Many years ago, when I was a teenager in high school, I happened to
overhear someone make a nasty (but witty) comment about one of my siblings.
It shook me at the time, for I had previously considered the fellow
particularly nice and menschlach (I won't try to translate that one). And I
went about for several weeks after thinking, "So I was wrong about that
jerk all along..." In hindsight, however, it's clear that the fellow had
nothing whatsoever against anyone in my family. He's actually one of the
few from those days whom I still consider a friend today. He just happened
to have come up with a good remark -- which he was quick to put to use.
(Such remarks are usually tendered quickly -- before the speaker has a
chance to think about what he's saying.)
We are thus this week introduced to another level of gossip, the "dust" of
lashon hara, which though clearly not as severe as malevolent lashon hara,
is rather unsympathetically labeled by the Sages as twittering -- on the
part of the birdbrains who actually speak it. So although for the sake of
correctness we must categorize it as less severe than quintessential lashon
hara, the Sages were equally clear that it must not in any way, shape or
form be viewed as anything other than mindless drivel -- at the same time
terribly wronging the person so thoughtlessly spoken about.
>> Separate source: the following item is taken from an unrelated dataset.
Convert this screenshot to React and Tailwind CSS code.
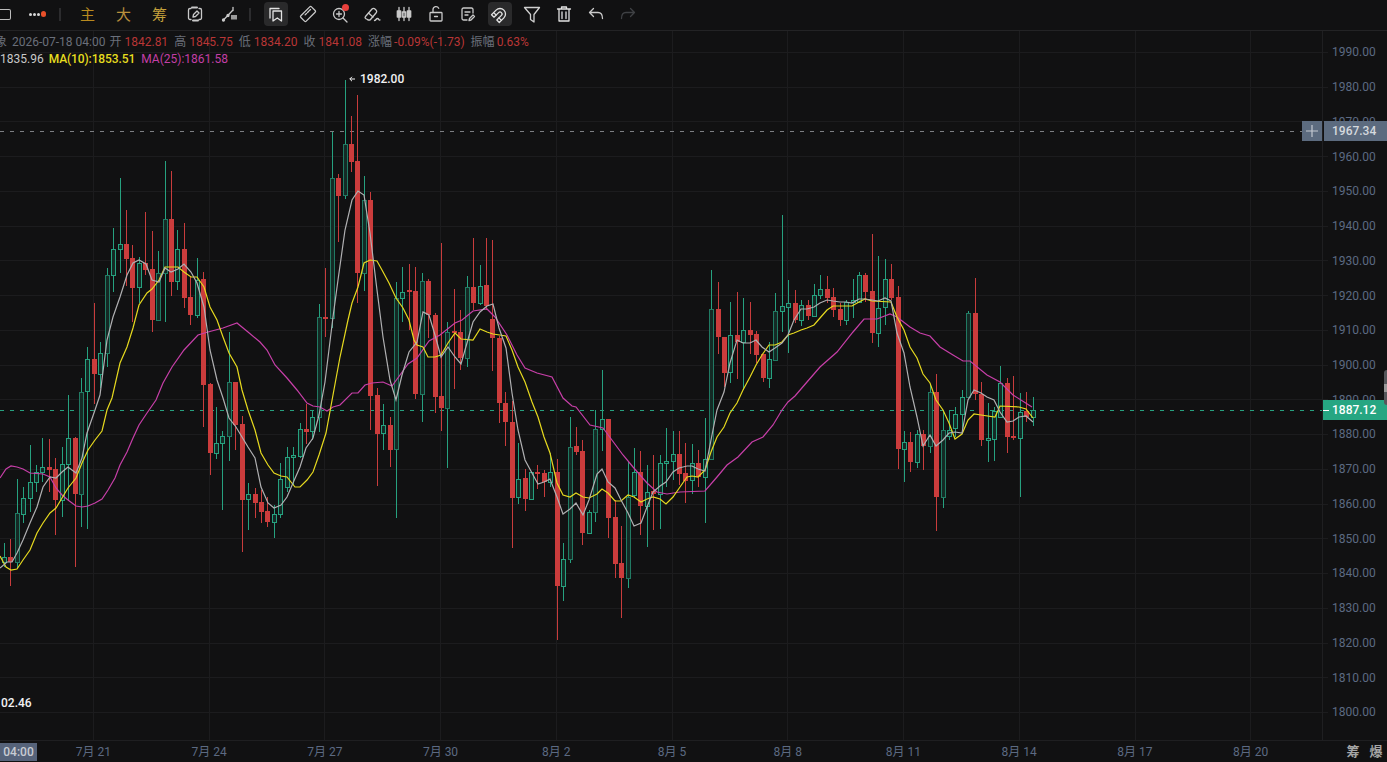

One interesting aside before I close. One of the examples cited by the
Rambam above was praising another before his enemies -- as they'll be bound
to counter with their own nasty two cents. This is based on Talmud Erchin
16a and Bava Basra 164b. The Talmud itself, however, makes no mention of
the person's enemies. Rather, it simply states that one must not praise his
friend -- apparently in front of any audience -- since from the good will
result bad. The Rambam inserted this detail on his own, presumably because
he saw no wrong in praising another before anyone other than his enemies,
since what harm could possibly result?
Others, however, understand the Talmud according to its simple reading,
that it is always forbidden to praise another (see Rashi to Erchin and
Rashbam to Bava Basra). What could possibly be wrong with praising?
Explains the commentator Rashi that what is forbidden is praising another
*excessively*. And the reason is because the speaker himself will feel
compelled to balance out his remarks by adding something derogatory.
Alternatively, the listeners -- even if they harbor no ill-will towards the
person -- will feel obliged to counter in some way, since no one feels
comfortable when someone lays it on so thick. This explanation of the
Talmud is too accepted in Jewish law (see Chofetz Chaim 9:1).